4. The first contention of learned counsel for the petitioner is that the Courts at Patiala had no jurisdiction and, therefore, the F.I.R. should be quashed. In this connection, it was pointed out that admittedly the marriage took place at Chandigarh. It follows that the alleged entrustment of dowry articles took place at Chandigarh and the alleged misappropriation also took place there and it is not shown how the Courts at Patiala came to have jurisdiction.
5. The stand taken by the respondents is that a demand for Rs. 1,00,000/- was made by the petitioner at village Khara and father of the girl had paid a sum of 60,000/- to him at village Khara and, therefore, the Courts at Patiala had jurisdiction. It is also pointed out that, according to the allegations made in the complaint. Jaspreet Kaur was given a beating at village Khara, vide para 5 of the complaint (Annexure P-2). Reliance has been placed by learned counsel for the respondents on Smt. Nirmal Bhasin and Ors. v. Smt. Alka Bhasin, 1990 (1) Recent Criminal Reports 83 where it was held that the place where demand for return of dowry articles was made and the same was turned down, the Court at that place had jurisdiction for an offence under Section 406 of the Indian Penal Code.
6. After hearing learned counsel for both the parties I am of the view that the Court at Patiala has jurisdiction though I would I like to base my conclusion on different reasons. Section 177 of the Code of Criminal Procedure makes a general provision that every offence shall ordinarily be enquired into and tried by a Court within whose local jurisdiction it was committed. Section 181(4) makes a specific provision with regard to an offence of criminal misappropriation or criminal breach of trust. It lays down that the said offence may be tried by a Court within whose local jurisdiction the offence was committed or any part of the property which is subject to the offence was received or retained or was required to be returned or accounted for by the accused-person. At this stage reference may be made to provisions of Section 6 of the Dowry Prohibition Act, 1961, which supplements the law with regard to offence under Section 406 of the Indian Penal Code insofar as dowry articles are concerned. Section 6 lays down that where any dowry article is received by any person that person shall transfer it to the woman in connection with whose marriage that article has been received and pending such transfer shall hold it in trust for the benefit of the woman. In other words, the person receiving the dowry articles in under a legal obligation to transfer the same to the woman for whom he holds the dowry in trust. In PTS Saibaba and Anr. v. P. Manqatayaru and Anr., 1971 Cri. LJ 1362, following a Full Bench decision in E.S.I. Corporation v. Md. Ismail Sahib, ATR 1960 Madras 64 (1960 Cri. LJ 242) it was held by a learned Single Judge of the Madras High Court that the person can transfer the dowry at the place where the woman is residing. If he fails to do so, the woman gets a cause of action for filing a complaint at the place where it should have been transferred to her. It was, therefore, laid down that the complaint can be filed by the woman where she is residing. I am in respectful agreement with the above view and, therefore, the present F.I.R. cannot be quashed for want of territorial jurisdiction.

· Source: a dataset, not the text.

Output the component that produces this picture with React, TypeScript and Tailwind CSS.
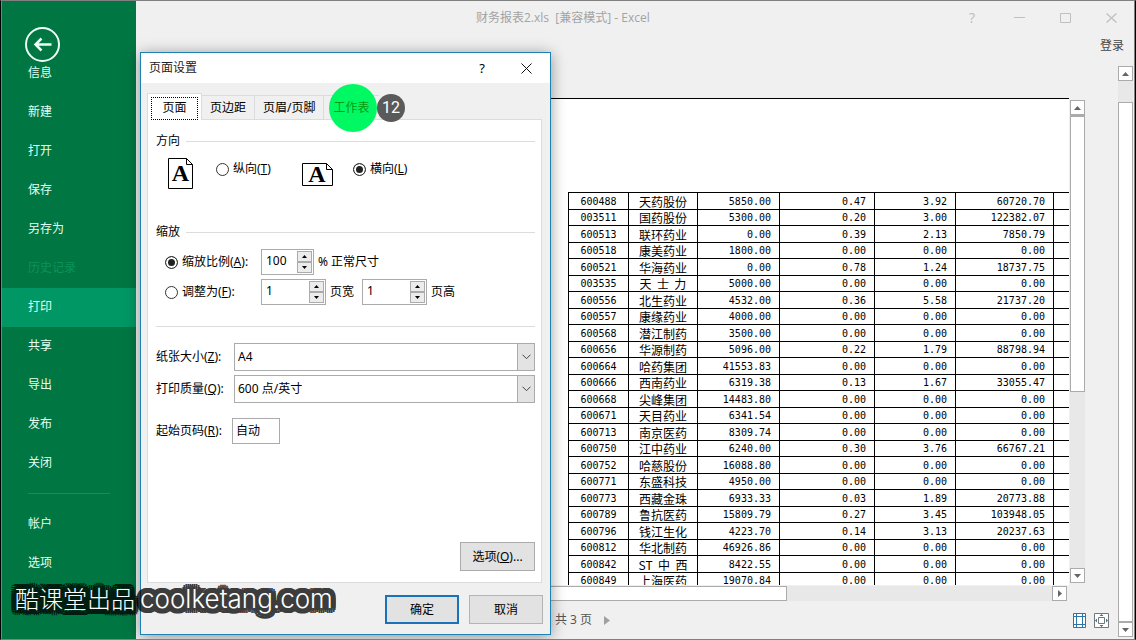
import type { ReactNode } from "react";

const uiFont = "font-['Noto_Sans','Noto_Sans_CJK_SC',sans-serif]";

const menuItems = ["信息", "新建", "打开", "保存", "另存为", "历史记录", "打印", "共享", "导出", "发布", "关闭"];
const footerItems = ["帐户", "选项"];

const rows: string[][] = [
  ["600488", "天药股份", "5850.00", "0.47", "3.92", "60720.70"],
  ["003511", "国药股份", "5300.00", "0.20", "3.00", "122382.07"],
  ["600513", "联环药业", "0.00", "0.39", "2.13", "7850.79"],
  ["600518", "康美药业", "1800.00", "0.00", "0.00", "0.00"],
  ["600521", "华海药业", "0.00", "0.78", "1.24", "18737.75"],
  ["003535", "天  士  力", "5000.00", "0.00", "0.00", "0.00"],
  ["600556", "北生药业", "4532.00", "0.36", "5.58", "21737.20"],
  ["600557", "康缘药业", "4000.00", "0.00", "0.00", "0.00"],
  ["600568", "潜江制药", "3500.00", "0.00", "0.00", "0.00"],
  ["600656", "华源制药", "5096.00", "0.22", "1.79", "88798.94"],
  ["600664", "哈药集团", "41553.83", "0.00", "0.00", "0.00"],
  ["600666", "西南药业", "6319.38", "0.13", "1.67", "33055.47"],
  ["600668", "尖峰集团", "14483.80", "0.00", "0.00", "0.00"],
  ["600671", "天目药业", "6341.54", "0.00", "0.00", "0.00"],
  ["600713", "南京医药", "8309.74", "0.00", "0.00", "0.00"],
  ["600750", "江中药业", "6240.00", "0.30", "3.76", "66767.21"],
  ["600752", "哈慈股份", "16088.80", "0.00", "0.00", "0.00"],
  ["600771", "东盛科技", "4950.00", "0.00", "0.00", "0.00"],
  ["600773", "西藏金珠", "6933.33", "0.03", "1.89", "20773.88"],
  ["600789", "鲁抗医药", "15809.79", "0.27", "3.45", "103948.05"],
  ["600796", "钱江生化", "4223.70", "0.14", "3.13", "20237.63"],
  ["600812", "华北制药", "46926.86", "0.00", "0.00", "0.00"],
  ["600842", "ST  中  西", "8422.55", "0.00", "0.00", "0.00"],
  ["600849", "上海医药", "19070.84", "0.00", "0.00", "0.00"],
];

function Arrow({ dir, className = "" }: { dir: "up" | "down" | "right"; className?: string }) {
  const d = dir === "up" ? "M0 4 3.5 0 7 4z" : dir === "down" ? "M0 0h7L3.5 4z" : "M0 0v7l4-3.5z";
  const size = dir === "right" ? [4, 7] : [7, 4];
  return (
    <svg width={size[0]} height={size[1]} viewBox={`0 0 ${size[0]} ${size[1]}`} className={className}>
      <path d={d} fill="currentColor" />
    </svg>
  );
}

function ScrollButton({ dir, label }: { dir: "up" | "down" | "right"; label: string }) {
  return (
    <button
      type="button"
      aria-label={label}
      className="flex size-[15px] shrink-0 items-center justify-center border border-[#ababab] bg-white text-[#666]"
    >
      <Arrow dir={dir} />
    </button>
  );
}

function Sidebar() {
  return (
    <nav className="flex w-[134px] shrink-0 flex-col bg-[#007643] text-xs text-[#e4fff3]">
      <div className="h-[53px] shrink-0 pt-[26px] pl-[23px]">
        <button type="button" aria-label="返回" className="block">
          <svg width="35" height="35" viewBox="0 0 35 35" fill="none" stroke="#eafff6">
            <circle cx="17.5" cy="17.5" r="16.5" strokeWidth="2" />
            <path d="M26.500 17.500H10.500M16.500 11.500l-6 6 6 6" strokeWidth="2.500" />
          </svg>
        </button>
      </div>
      {menuItems.map((item) => (
        <a
          key={item}
          href="#"
          className={
            item === "打印"
              ? "flex h-[39px] items-center bg-[#009764] pb-[2px] pl-[26px]"
              : item === "历史记录"
                ? "flex h-[39px] items-center pb-[2px] pl-[26px] text-[#0b935a]"
                : "flex h-[39px] items-center pb-[2px] pl-[26px]"
          }
        >
          {item}
        </a>
      ))}
      <hr className="my-[10px] mr-[26px] ml-[26px] border-[#0b935a]" />
      {footerItems.map((item) => (
        <a key={item} href="#" className="flex h-[39px] items-center pl-[26px]">
          {item}
        </a>
      ))}
    </nav>
  );
}

function PreviewTable() {
  return (
    <table className="mt-[93px] ml-[418px] w-[501px] table-fixed border-separate border-spacing-0 font-['DejaVu_Sans_Mono','Noto_Sans_CJK_SC',monospace] text-[10px] leading-[15px] text-black">
      <colgroup>
        <col className="w-[60px]" />
        <col className="w-[69px]" />
        <col className="w-[82px]" />
        <col className="w-[95px]" />
        <col className="w-[81px]" />
        <col className="w-[98px]" />
        <col className="w-[16px]" />
      </colgroup>
      <tbody>
        {rows.map((r) => (
          <tr key={r[0]} className="odd:h-[17px] even:h-[16px]">
            <td className="border-t border-l border-black p-0 text-center">{r[0]}</td>
            <td className="border-t border-l border-black p-0 text-center font-['Noto_Sans_CJK_SC',sans-serif] text-xs leading-[15px] whitespace-pre">
              {r[1]}
            </td>
            {r.slice(2).map((v, i) => (
              <td key={i} className="border-t border-l border-black p-0 pr-2 text-right">
                {v}
              </td>
            ))}
            <td className="border-t border-l border-black p-0" />
          </tr>
        ))}
      </tbody>
    </table>
  );
}

function Workspace() {
  return (
    <main className="flex min-w-0 flex-1 flex-col bg-[#f0f0f0]">
      <header className="flex h-[34px] shrink-0 items-center pl-[340px] text-xs text-[#a3a3a3]">
        <h1 className="font-['Open_Sans','Noto_Sans_CJK_SC',sans-serif] whitespace-pre">财务报表2.xls  [兼容模式] - Excel</h1>
        <div className="mr-[17px] ml-auto flex items-center gap-[35px] text-[#c0c0c0]">
          <button type="button" aria-label="帮助" className="mr-1 text-sm">
            ?
          </button>
          <button type="button" aria-label="最小化">
            <svg width="11" height="11" viewBox="0 0 11 11" stroke="currentColor"><path d="M0 4.500h11" /></svg>
          </button>
          <button type="button" aria-label="最大化">
            <svg width="11" height="11" viewBox="0 0 11 11" fill="none" stroke="currentColor"><path d="M.5.5h10v9H.5z" /></svg>
          </button>
          <button type="button" aria-label="关闭窗口">
            <svg width="11" height="11" viewBox="0 0 11 11" stroke="currentColor" strokeWidth="1.300"><path d="M.5.5l10 9M10.500.5l-10 9" /></svg>
          </button>
        </div>
      </header>
      <div className="flex h-[31px] shrink-0 justify-end pt-[3px] pr-[10px] text-xs leading-4 text-[#444]">
        <a href="#">登录</a>
      </div>
      <div className="flex min-h-0 flex-1">
        <section className="flex min-w-0 flex-1 flex-col pt-8 pr-[33px] pl-[14px]">
          <div className="flex min-h-0 flex-1">
            <div className="min-w-0 flex-1 overflow-hidden border-t border-black bg-white">
              <PreviewTable />
            </div>
            <div className="mt-[2px] mb-[2px] ml-px flex w-[15px] flex-col bg-[#e8e8e8]">
              <ScrollButton dir="up" label="向上滚动" />
              <div className="h-[277px] border border-t-2 border-[#ababab] bg-white" />
              <div className="mt-auto">
                <ScrollButton dir="down" label="向下滚动" />
              </div>
            </div>
          </div>
          <div className="mt-px mr-[18px] flex h-[15px] shrink-0 justify-between bg-[#e8e8e8]">
            <div className="w-[637px] border border-[#ababab] bg-white" />
            <ScrollButton dir="right" label="向右滚动" />
          </div>
          <div className="flex h-[38px] shrink-0 items-center pl-[405px] text-xs text-[#555]">
            <span>共 3 页</span>
            <button type="button" aria-label="下一页" className="ml-3 text-[#a0a0a0]">
              <svg width="6" height="9" viewBox="0 0 6 9"><path d="M0 0v9l6-4.500z" fill="currentColor" /></svg>
            </button>
            <div className="-mr-6 ml-auto flex gap-2">
              <button type="button" aria-label="显示边距">
                <svg width="13" height="15" viewBox="0 0 13 15" fill="none">
                  <path d="M.5.5h12v14H.5z" fill="#fff" stroke="#666" />
                  <path d="M3.500 0v15M9.500 0v15M0 3.500h13M0 11.500h13" stroke="#2a76a8" />
                </svg>
              </button>
              <button type="button" aria-label="缩放到页面">
                <svg width="15" height="15" viewBox="0 0 15 15" fill="none">
                  <path d="M.5.5h14v14H.5z" fill="#fff" stroke="#777" />
                  <path d="M4.500 4.500h6v6h-6z" stroke="#777" />
                  <path d="M7.500 1l2 2h-4zM7.500 14l2-2h-4zM1 7.500l2-2v4zM14 7.500l-2-2v4z" fill="#2a76a8" />
                </svg>
              </button>
            </div>
          </div>
        </section>
        <div className="mr-px mb-[2px] flex w-[15px] shrink-0 flex-col bg-[#e8e8e8]">
          <ScrollButton dir="up" label="页面向上" />
          <div className="mt-[21px] flex-1 border border-[#ababab] bg-white" />
          <ScrollButton dir="down" label="页面向下" />
        </div>
      </div>
    </main>
  );
}

function Legend({ children }: { children: ReactNode }) {
  return (
    <h3 className="flex h-5 items-center gap-[6px]">
      {children}
      <span className="h-px flex-1 bg-[#dcdcdc]" />
    </h3>
  );
}

const radioClass =
  "size-[13px] shrink-0 appearance-none rounded-full border border-[#333] bg-white checked:bg-[#222] checked:shadow-[inset_0_0_0_2px_#fff]";

function Radio({ name, id, checked, children }: { name: string; id: string; checked?: boolean; children: ReactNode }) {
  return (
    <span className="flex items-center gap-1">
      <input type="radio" name={name} id={id} defaultChecked={checked} className={radioClass} />
      <label htmlFor={id} className="whitespace-nowrap">
        {children}
      </label>
    </span>
  );
}

function Spinner({ value, label, wide }: { value: string; label: string; wide?: boolean }) {
  return (
    <span
      className={
        wide
          ? "flex h-[26px] w-[65px] border border-[#ababab] bg-white p-px"
          : "flex h-[26px] w-[53px] border border-[#ababab] bg-white p-px"
      }
    >
      <input aria-label={label} defaultValue={value} className="min-w-0 flex-1 pb-[2px] pl-[3px] outline-none" />
      <span className="flex w-[15px] flex-col">
        <button type="button" aria-label={`${label}增加`} className="flex flex-1 items-center justify-center border border-[#ababab] bg-[#ececec]">
          <svg width="5" height="3" viewBox="0 0 5 3"><path d="M0 3 2.500 0 5 3z" /></svg>
        </button>
        <button type="button" aria-label={`${label}减少`} className="flex flex-1 items-center justify-center border border-[#ababab] bg-[#ececec]">
          <svg width="5" height="3" viewBox="0 0 5 3"><path d="M0 0h5L2.500 3z" /></svg>
        </button>
      </span>
    </span>
  );
}

function SelectRow({ id, label, value }: { id: string; label: ReactNode; value: string }) {
  return (
    <div className="flex h-7 items-center">
      <label htmlFor={id} className="w-[78px] whitespace-nowrap">
        {label}
      </label>
      <span className="relative flex h-full flex-1">
        <select id={id} className="h-full w-full appearance-none border border-[#ababab] bg-white pl-[3px] outline-none">
          <option>{value}</option>
        </select>
        <span className="pointer-events-none absolute inset-y-0 right-0 flex w-[18px] items-center justify-center border border-[#ababab] bg-[#e3e3e3]">
          <svg width="9" height="6" viewBox="0 0 9 6" fill="none" stroke="#444"><path d="M.5.7l4 4 4-4" /></svg>
        </span>
      </span>
    </div>
  );
}

function PageIcon({ landscape }: { landscape?: boolean }) {
  const w = landscape ? 31 : 25;
  const h = landscape ? 23 : 31;
  return (
    <svg width={w} height={h} viewBox={`0 0 ${w} ${h}`} fill="none" stroke="#000" className="block overflow-visible">
      <path d={`M.5.5H${w - 6.5}l6 6V${h - 0.5}H.5z`} fill="#fff" />
      <path d={`M${w - 6.5}.5v6h6`} />
      <text
        x={landscape ? 15 : 12.5}
        y={landscape ? 19 : 23}
        textAnchor="middle"
        fill="#000"
        stroke="none"
        className="font-['Liberation_Serif',serif] text-[24px] font-bold"
      >
        A
      </text>
    </svg>
  );
}

const inactiveTab = "flex h-6 items-center border-t border-r border-[#dcdcdc] px-2";

function PageSetupDialog() {
  return (
    <section
      role="dialog"
      aria-label="页面设置"
      className="absolute top-[51px] left-[139px] w-[411px] border border-[#1c82b4] bg-[#f0f0f0] text-xs leading-4 text-black shadow-[0_2px_14px_rgba(0,0,0,0.4)]"
    >
      <div className="flex h-[30px] items-center bg-white pr-[18px] pl-2">
        <h2 className="text-[#222]">页面设置</h2>
        <button type="button" aria-label="帮助" className="ml-auto text-[13px]">
          ?
        </button>
        <button type="button" aria-label="关闭" className="ml-9">
          <svg width="11" height="11" viewBox="0 0 11 11" stroke="#111"><path d="M.5.5l10 10M10.500.5l-10 10" /></svg>
        </button>
      </div>
      <div className="px-[6px] pt-[10px]">
        <div role="tablist" className="relative flex h-[26px] items-end">
          <button
            role="tab"
            type="button"
            aria-selected="true"
            className="z-10 -mb-px flex h-[27px] w-[55px] justify-center border border-b-0 border-[#dcdcdc] bg-white px-[3px] pt-[3px]"
          >
            <span className="w-full border border-dotted border-black leading-[19px]">页面</span>
          </button>
          <button role="tab" type="button" className={inactiveTab}>
            页边距
          </button>
          <button role="tab" type="button" className={inactiveTab}>
            页眉/页脚
          </button>
          <button role="tab" type="button" className="flex h-6 items-center border-t border-[#dcdcdc] px-[9px] text-[#0a9a10]">
            <span className="z-30">工作表</span>
          </button>
          <span className="absolute -top-[9px] left-[182px] z-20 size-12 rounded-full bg-[#00f963]" />
          <span className="absolute top-px left-[230px] z-20 flex size-7 items-center justify-center rounded-full bg-[#5a5a5a] font-['Roboto',sans-serif] text-base text-white">
            12
          </span>
        </div>
        <div className="mr-[2px] border border-[#dcdcdc] bg-white pt-[11px] pr-[6px] pb-[11px] pl-2">
          <Legend>方向</Legend>
          <div className="mt-[7px] flex h-8 pl-3">
            <PageIcon />
            <div className="ml-[23px] flex h-[22px] items-center">
              <Radio name="orient" id="portrait">
                纵向(<u>T</u>)
              </Radio>
            </div>
            <div className="ml-[31px] self-center">
              <PageIcon landscape />
            </div>
            <div className="ml-5 flex h-[22px] items-center">
              <Radio name="orient" id="landscape" checked>
                横向(<u>L</u>)
              </Radio>
            </div>
          </div>
          <div className="mt-8">
            <Legend>缩放</Legend>
          </div>
          <div className="mt-[7px] grid grid-cols-[96px_1fr] items-center gap-y-1 pl-[9px]">
            <Radio name="scale" id="adjust" checked>
              缩放比例(<u>A</u>):
            </Radio>
            <div className="flex items-center gap-1">
              <Spinner value="100" label="缩放比例" />% 正常尺寸
            </div>
            <Radio name="scale" id="fit">
              调整为(<u>F</u>):
            </Radio>
            <div className="flex items-center gap-1">
              <Spinner value="1" label="页宽" wide />
              页宽
              <span className="ml-1">
                <Spinner value="1" label="页高" wide />
              </span>
              页高
            </div>
          </div>
          <hr className="mt-[21px] border-[#dcdcdc]" />
          <div className="mt-4 flex flex-col gap-1">
            <SelectRow id="paper" label={<>纸张大小(<u>Z</u>):</>} value="A4" />
            <SelectRow id="quality" label={<>打印质量(<u>Q</u>):</>} value="600 点/英寸" />
          </div>
          <div className="mt-[15px] flex items-center">
            <label htmlFor="first" className="w-[76px] whitespace-nowrap">
              起始页码(<u>R</u>):
            </label>
            <input id="first" defaultValue="自动" className="h-[26px] w-12 border border-[#ababab] bg-white pb-[2px] pl-[3px] outline-none" />
          </div>
          <div className="mt-[98px] flex justify-end">
            <button type="button" className="h-[29px] w-[75px] border border-[#ababab] bg-[#e2e2e2]">
              选项(<u>O</u>)...
            </button>
          </div>
        </div>
      </div>
      <div className="flex justify-end gap-[10px] pt-3 pr-[7px] pb-[10px]">
        <button type="button" className="h-[29px] w-[74px] border-2 border-[#1a72b8] bg-[#e2e2e2]">
          确定
        </button>
        <button type="button" className="h-[29px] w-[74px] border border-[#b4b4b4] bg-[#e2e2e2]">
          取消
        </button>
      </div>
    </section>
  );
}

const outlined =
  "relative isolate before:absolute before:inset-0 before:-z-10 before:text-black before:opacity-75 before:content-[attr(data-text)] before:[text-shadow:5px_0_#000,-5px_0_#000,0_5px_#000,0_-5px_#000,4px_4px_#000,-4px_4px_#000,4px_-4px_#000,-4px_-4px_#000,5px_2px_#000,-5px_2px_#000,5px_-2px_#000,-5px_-2px_#000,2px_5px_#000,-2px_5px_#000,2px_-5px_#000,-2px_-5px_#000,3px_0_#000,-3px_0_#000,0_3px_#000,0_-3px_#000,2px_2px_#000,-2px_2px_#000,2px_-2px_#000,-2px_-2px_#000]";

export default function App() {
  return (
    <div className={`relative flex h-screen overflow-hidden border-x border-t border-b border-x-black border-y-[#808080] bg-[#808080] px-px ${uiFont}`}>
      <Sidebar />
      <Workspace />
      <PageSetupDialog />
      <p className="absolute top-[580px] left-[14px] z-30 flex items-baseline gap-[5px] font-['Inter','Noto_Sans_CJK_SC',sans-serif] leading-9 font-light whitespace-nowrap text-white">
        <span data-text="酷课堂出品" className={`text-[24px] ${outlined}`}>
          酷课堂出品
        </span>
        <span data-text="coolketang.com" className={`text-[26px] ${outlined}`}>
          coolketang.com
        </span>
      </p>
    </div>
  );
}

7. The learned counsel for the petitioner next submitted that the allegations made in the F.I.R. with regard to the entrustment of various items of dowry to specific individuals as also with regard to the beating alleged to have been administered to the wife are conspicuous by their absence and, therefore, F.I.R. deserves to be quashed. I have gone through the F.I.R. with the learned counsel. I find that the allegations do disclose a prima facie case. In this connection, it will be useful to remember that the extraordinary powers of the High Court under Section 482 of the Code of Criminal Procedure are required to be exercised in rarest of rarest cases with utmost circumspection. In a recent decision in Mrs. Dhanalakshmi v. R. Prasanna Kumar and Ors., 1990 (1) Recent Criminal Reports 173 their Lordships of the Supreme Court reiterated that in proceedings instituted on complaint exercise of inherent power to quash the proceedings is called for only in cases where the complaint does not disclose any offence or is frivolous, vexatious or oppressive. It was further observed, if the allegations set out in the complaint do not constitute the offence for which cognizance is taken by the Magistrate, it is open to the High Court to quash the same. Their Lordships proceeded to observe and it is important-that it is not necessary that there should be a meticulous analysis of the case before the trial to find out whether the case would end in conviction or not. The complaint has to be read as a whole. If it appears on a consideration of the allegations, in the light of the statement on oath of the complainant that ingredients of the offence are disclosed and there is no material to show that the complaint is male fide, frivolous or vexatious, in that event there would be no justification for interference by the High Court. Applying the law referred to above I find no case for quashing the F.I.R. The petition is accordingly dismissed. The parties through their counsel are directed to appear in the trial Court for further proceedings according to law on June 6, 1990.